Work instructions :: Each line below must be set down exactly; omit any image you find.

Material ::
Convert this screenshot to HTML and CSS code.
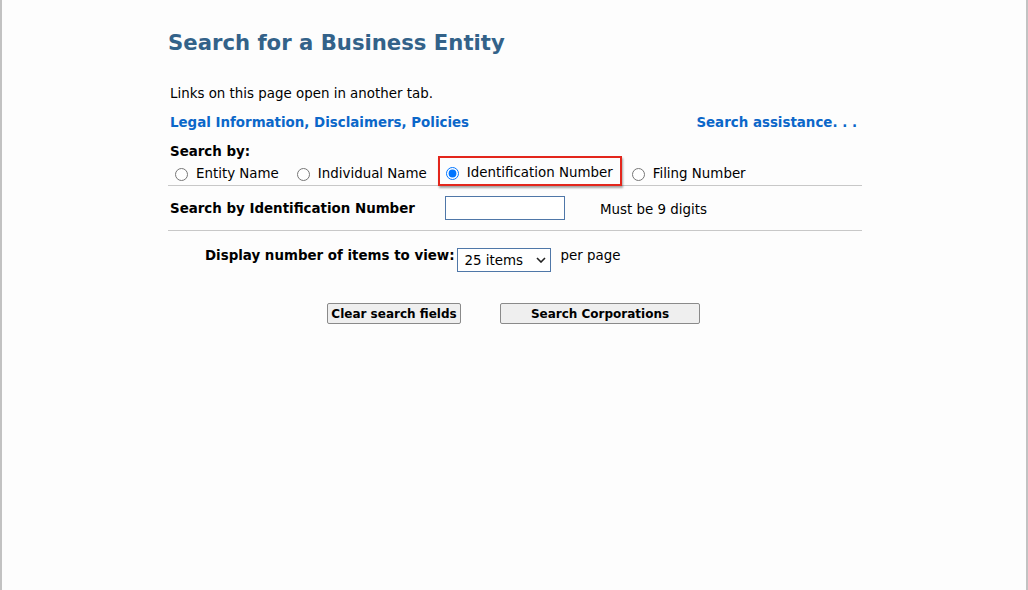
FILE: index.html
```html
<!DOCTYPE html>
<html>
<head>
<meta charset="utf-8">
<link rel="stylesheet" href="styles.css">
</head>
<body>
<div class="frame">
  <div class="content">
    <h1 class="title">Search for a Business Entity</h1>
    <p class="note">Links on this page open in another tab.</p>
    <div class="links">
      <a class="link" href="#">Legal Information, Disclaimers, Policies</a>
      <a class="link" href="#">Search assistance. . .</a>
    </div>
    <div class="searchby">
      <div class="label-bold">Search by:</div>
      <div class="radios">
        <label class="radio"><input type="radio" name="by"><span>Entity Name</span></label>
        <label class="radio"><input type="radio" name="by"><span>Individual Name</span></label>
        <span class="highlight"><label class="radio"><input type="radio" name="by" checked><span>Identification Number</span></label></span>
        <label class="radio"><input type="radio" name="by"><span>Filing Number</span></label>
      </div>
    </div>
    <div class="idrow">
      <div class="label-bold idlabel">Search by Identification Number</div>
      <input class="idinput" type="text">
      <span class="hint">Must be 9 digits</span>
    </div>
    <div class="displayrow">
      <span class="label-bold">Display number of items to view:</span>
      <span class="selectbox">25 items<svg class="chev" width="10" height="6" viewBox="0 0 10 6"><path d="M1 1 L5 5 L9 1" fill="none" stroke="#222" stroke-width="1.6"/></svg></span>
      <span class="perpage">per page</span>
    </div>
    <div class="buttons">
      <button class="btn btn-clear">Clear search fields</button>
      <button class="btn btn-search">Search Corporations</button>
    </div>
  </div>
</div>
</body>
</html>
```

FILE: styles.css
```css
html, body {
  margin: 0;
  padding: 0;
  background: #fff;
}
body {
  font-family: "DejaVu Sans", Verdana, sans-serif;
  font-size: 13.4px;
  color: #000;
}
.frame {
  height: 590px;
  box-sizing: border-box;
  border-left: 2px solid #c2c2c2;
  border-right: 2px solid #c2c2c2;
  background: #fdfdfd;
}
.content {
  margin-left: 166px;
  width: 694px;
  padding-top: 30px;
}
.title {
  margin: 0;
  font-size: 21.2px;
  font-weight: bold;
  color: #336289;
  line-height: 26px;
}
.note {
  margin: 30px 0 0 2px;
  line-height: 16px;
}
.links {
  display: flex;
  justify-content: space-between;
  margin: 13px 5px 0 2px;
  line-height: 16px;
}
.link {
  color: #0b67c9;
  font-weight: bold;
  text-decoration: none;
}
.searchby {
  margin-top: 13px;
  padding-left: 2px;
  border-bottom: 1px solid #c8c8c8;
}
.label-bold {
  font-weight: bold;
  line-height: 16px;
}
.radios {
  display: flex;
  align-items: center;
  box-sizing: border-box;
  height: 25px;
  padding-top: 3px;
}
.radio {
  display: inline-flex;
  align-items: center;
  margin-right: 13px;
  line-height: 16px;
}
.radio input {
  margin: 0 8px 0 5px;
  width: 13px;
  height: 13px;
}
.highlight {
  position: relative;
  display: inline-flex;
  align-items: center;
  box-sizing: border-box;
  height: 30px;
  border: 2px solid #e3261c;
  box-shadow: 1px 2px 2px rgba(0,0,0,0.35);
  background: #fdfdfd;
  padding: 4px 7px 0 1px;
  margin: -6px 5px 0 -2px;
}
.highlight .radio {
  margin-right: 0;
}
.idrow {
  display: flex;
  align-items: center;
  height: 42px;
  padding: 2px 0 0 2px;
  border-bottom: 1px solid #c8c8c8;
}
.idlabel {
  width: 275px;
}
.idinput {
  width: 120px;
  height: 24px;
  box-sizing: border-box;
  border: 1px solid #4f77a8;
  margin: -2px 0 0 0;
  padding: 0;
}
.hint {
  margin-left: 35px;
}
.displayrow {
  display: flex;
  align-items: flex-start;
  margin-top: 17px;
  padding-left: 37px;
}
.selectbox {
  display: inline-flex;
  align-items: center;
  justify-content: space-between;
  box-sizing: border-box;
  width: 94px;
  height: 24px;
  border: 1px solid #4f77a8;
  margin-left: 2px;
  padding: 0 4px 0 7px;
  background: #fff;
}
.chev {
  display: block;
}
.perpage {
  margin-left: 10px;
  line-height: 16px;
}
.buttons {
  display: flex;
  margin-top: 31px;
  padding-left: 159px;
}
.btn {
  font-family: "DejaVu Sans", Verdana, sans-serif;
  font-size: 12px;
  font-weight: bold;
  height: 21px;
  box-sizing: border-box;
  background: #efefef;
  border: 1px solid #8a8a8a;
  border-radius: 2px;
  padding: 0;
  color: #000;
}
.btn-clear {
  width: 134px;
}
.btn-search {
  width: 200px;
  margin-left: 39px;
}
```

Exercise answer ::
Convert this screenshot to HTML and CSS code.
FILE: index.html
```html
<!DOCTYPE html>
<html>
<head>
<meta charset="utf-8">
<link rel="stylesheet" href="styles.css">
</head>
<body>
<div class="frame">
  <div class="content">
    <h1 class="title">Search for a Business Entity</h1>
    <p class="note">Links on this page open in another tab.</p>
    <div class="links">
      <a class="link" href="#">Legal Information, Disclaimers, Policies</a>
      <a class="link" href="#">Search assistance. . .</a>
    </div>
    <div class="searchby">
      <div class="label-bold">Search by:</div>
      <div class="radios">
        <label class="radio"><input type="radio" name="by"><span>Entity Name</span></label>
        <label class="radio"><input type="radio" name="by"><span>Individual Name</span></label>
        <span class="highlight"><label class="radio"><input type="radio" name="by" checked><span>Identification Number</span></label></span>
        <label class="radio"><input type="radio" name="by"><span>Filing Number</span></label>
      </div>
    </div>
    <div class="idrow">
      <div class="label-bold idlabel">Search by Identification Number</div>
      <input class="idinput" type="text">
      <span class="hint">Must be 9 digits</span>
    </div>
    <div class="displayrow">
      <span class="label-bold">Display number of items to view:</span>
      <span class="selectbox">25 items<svg class="chev" width="10" height="6" viewBox="0 0 10 6"><path d="M1 1 L5 5 L9 1" fill="none" stroke="#222" stroke-width="1.6"/></svg></span>
      <span class="perpage">per page</span>
    </div>
    <div class="buttons">
      <button class="btn btn-clear">Clear search fields</button>
      <button class="btn btn-search">Search Corporations</button>
    </div>
  </div>
</div>
</body>
</html>
```

FILE: styles.css
```css
html, body {
  margin: 0;
  padding: 0;
  background: #fff;
}
body {
  font-family: "DejaVu Sans", Verdana, sans-serif;
  font-size: 13.4px;
  color: #000;
}
.frame {
  height: 590px;
  box-sizing: border-box;
  border-left: 2px solid #c2c2c2;
  border-right: 2px solid #c2c2c2;
  background: #fdfdfd;
}
.content {
  margin-left: 166px;
  width: 694px;
  padding-top: 30px;
}
.title {
  margin: 0;
  font-size: 21.2px;
  font-weight: bold;
  color: #336289;
  line-height: 26px;
}
.note {
  margin: 30px 0 0 2px;
  line-height: 16px;
}
.links {
  display: flex;
  justify-content: space-between;
  margin: 13px 5px 0 2px;
  line-height: 16px;
}
.link {
  color: #0b67c9;
  font-weight: bold;
  text-decoration: none;
}
.searchby {
  margin-top: 13px;
  padding-left: 2px;
  border-bottom: 1px solid #c8c8c8;
}
.label-bold {
  font-weight: bold;
  line-height: 16px;
}
.radios {
  display: flex;
  align-items: center;
  box-sizing: border-box;
  height: 25px;
  padding-top: 3px;
}
.radio {
  display: inline-flex;
  align-items: center;
  margin-right: 13px;
  line-height: 16px;
}
.radio input {
  margin: 0 8px 0 5px;
  width: 13px;
  height: 13px;
}
.highlight {
  position: relative;
  display: inline-flex;
  align-items: center;
  box-sizing: border-box;
  height: 30px;
  border: 2px solid #e3261c;
  box-shadow: 1px 2px 2px rgba(0,0,0,0.35);
  background: #fdfdfd;
  padding: 4px 7px 0 1px;
  margin: -6px 5px 0 -2px;
}
.highlight .radio {
  margin-right: 0;
}
.idrow {
  display: flex;
  align-items: center;
  height: 42px;
  padding: 2px 0 0 2px;
  border-bottom: 1px solid #c8c8c8;
}
.idlabel {
  width: 275px;
}
.idinput {
  width: 120px;
  height: 24px;
  box-sizing: border-box;
  border: 1px solid #4f77a8;
  margin: -2px 0 0 0;
  padding: 0;
}
.hint {
  margin-left: 35px;
}
.displayrow {
  display: flex;
  align-items: flex-start;
  margin-top: 17px;
  padding-left: 37px;
}
.selectbox {
  display: inline-flex;
  align-items: center;
  justify-content: space-between;
  box-sizing: border-box;
  width: 94px;
  height: 24px;
  border: 1px solid #4f77a8;
  margin-left: 2px;
  padding: 0 4px 0 7px;
  background: #fff;
}
.chev {
  display: block;
}
.perpage {
  margin-left: 10px;
  line-height: 16px;
}
.buttons {
  display: flex;
  margin-top: 31px;
  padding-left: 159px;
}
.btn {
  font-family: "DejaVu Sans", Verdana, sans-serif;
  font-size: 12px;
  font-weight: bold;
  height: 21px;
  box-sizing: border-box;
  background: #efefef;
  border: 1px solid #8a8a8a;
  border-radius: 2px;
  padding: 0;
  color: #000;
}
.btn-clear {
  width: 134px;
}
.btn-search {
  width: 200px;
  margin-left: 39px;
}
```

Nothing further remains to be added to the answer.